Interstitial Cell Tumor in a dog
History: The testicles from an 11 year old male German Shepherd were submitted for histopathology after castration. The dog had been showing signs of feminization and endocrine disease such as flank alopecia, pruritis, enlarged mammae, small prepuce, and testicular atrophy.
Two testicles were submitted for histopathology.
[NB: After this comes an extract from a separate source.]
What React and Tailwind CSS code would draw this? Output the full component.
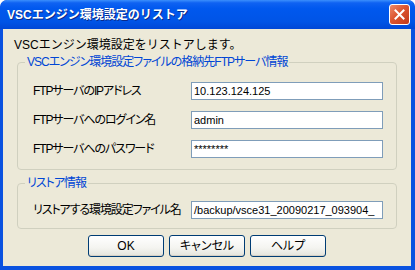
import React from 'react';

const font = { fontFamily: '"Liberation Sans","Noto Sans CJK JP",sans-serif' };

function Field({ label, value }) {
  return (
    <div className="flex items-center h-[18px]">
      <span className="w-[158px] shrink-0 whitespace-nowrap text-[12px] leading-[14px] text-black [font-feature-settings:'palt'] tracking-[-1.1px]">
        {label}
      </span>
      <div className="w-[192px] shrink-0 h-[18px] border border-[#7f9db9] bg-white flex items-center px-[2px] overflow-hidden whitespace-nowrap text-[11px] leading-[14px] text-black">
        <span className="shrink-0">{value}</span>
      </div>
    </div>
  );
}

function XpButton({ children }) {
  return (
    <button className="w-[76px] h-[22px] rounded-[3px] border border-[#003c74] bg-[linear-gradient(to_bottom,#ffffff_0%,#f4f4f0_60%,#e3e3db_100%)] text-[12px] leading-[14px] text-black shadow-[inset_0_-1px_0_#d6d0c5] [font-feature-settings:'palt']">
      {children}
    </button>
  );
}

export default function App() {
  return (
    <div style={font} className="w-[415px] h-[270px] bg-[#0a52e0] rounded-t-[7px] flex flex-col overflow-hidden">
      {/* title bar */}
      <div className="h-[29px] shrink-0 flex items-center justify-between pl-[7px] pr-[5px] rounded-t-[7px] bg-[linear-gradient(to_bottom,#3b8ffc_0%,#0f62f2_10%,#0058ee_30%,#0054e6_75%,#0047d6_100%)]">
        <span className="text-white font-bold text-[12px] leading-[14px] [text-shadow:1px_1px_0_#0a2a8a]">
          VSCエンジン環境設定のリストア
        </span>
        <div className="w-[21px] h-[21px] rounded-[3px] border border-white bg-[linear-gradient(135deg,#ee8a6a_0%,#dc5530_45%,#c2381a_100%)] flex items-center justify-center">
          <svg width="11" height="11" viewBox="0 0 11 11">
            <path d="M1.5 1.5 L9.5 9.5 M9.5 1.5 L1.5 9.5" stroke="#fff" strokeWidth="2" strokeLinecap="square" />
          </svg>
        </div>
      </div>

      {/* body */}
      <div className="flex-1 ml-[3px] mr-[4px] mb-[4px] bg-[#ece9d8] flex flex-col">
        <p className="mt-[9px] ml-[11px] text-[12px] leading-[14px] text-black">
          VSCエンジン環境設定をリストアします。
        </p>

        <fieldset className="mt-[3px] ml-[14px] w-[380px] border border-[#d0d0bf] rounded-[4px]">
          <legend className="ml-[7px] px-[2px] text-[12px] leading-[14px] text-[#0046d5] [font-feature-settings:'palt'] tracking-[-1px]">
            VSCエンジン環境設定ファイルの格納先FTPサーバ情報
          </legend>
          <div className="pl-[15px] pt-[13px] pb-[11px] flex flex-col gap-[11px]">
            <Field label="FTPサーバのIPアドレス" value="10.123.124.125" />
            <Field label="FTPサーバへのログイン名" value="admin" />
            <Field label="FTPサーバへのパスワード" value="********" />
          </div>
        </fieldset>

        <fieldset className="mt-[6px] ml-[14px] w-[380px] border border-[#d0d0bf] rounded-[4px]">
          <legend className="ml-[7px] px-[2px] text-[12px] leading-[14px] text-[#0046d5] [font-feature-settings:'palt'] tracking-[-1px]">
            リストア情報
          </legend>
          <div className="pl-[15px] pt-[11px] pb-[9px] flex flex-col">
            <Field label="リストアする環境設定ファイル名" value="/backup/vsce31_20090217_093904_" />
          </div>
        </fieldset>

        <div className="mt-[6px] flex justify-center gap-[5px]">
          <XpButton>OK</XpButton>
          <XpButton>キャンセル</XpButton>
          <XpButton>ヘルプ</XpButton>
        </div>
      </div>
    </div>
  );
}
The smaller testicle contains an expansile encapsulated neoplasm composed of interstitial cells arranged in packets in a fine fibrovascular stroma. Neoplastic cells are elongated with ample eosinophilic cytoplasm and indistinct cell borders. Nuclei are round to oval with coarse chromatin and variably distinct nucleoli. There is moderate anisocytosis and anisokaryosis. There are 5 mitotic figures in 10 400x fields. Seminiferous tubules are devoid of germinal cells or mature spermatids and multifocally contain syncytial cells. There is one focus of neoplastic germ cells consisting of large tubules filled with large round cells with moderate anisocytosis and anisokaryosis and occasional mitotic figures. Multiofocally the walls of arterioles are thickened by amphophilic homogenous material (amyloid) which causes luminal narrowing.
The second, larger testicle contains seminiferous tubules largely devoid of seminiferous activity. The tubules of the epididymis are separated by increased amounts of fibrous tissue and collagen and contain few spermatids. The epithelial cells are multifocally necrotic, swollen and hypereosinophilic. The arteriolar walls are also thickened by amyloid.
Interstitial cell tumors are the most common testicular neoplasm of dogs. They variably secrete estrogen which could explain the alopecia and feminization in this dog.
The amyloid was considered an incidental finding.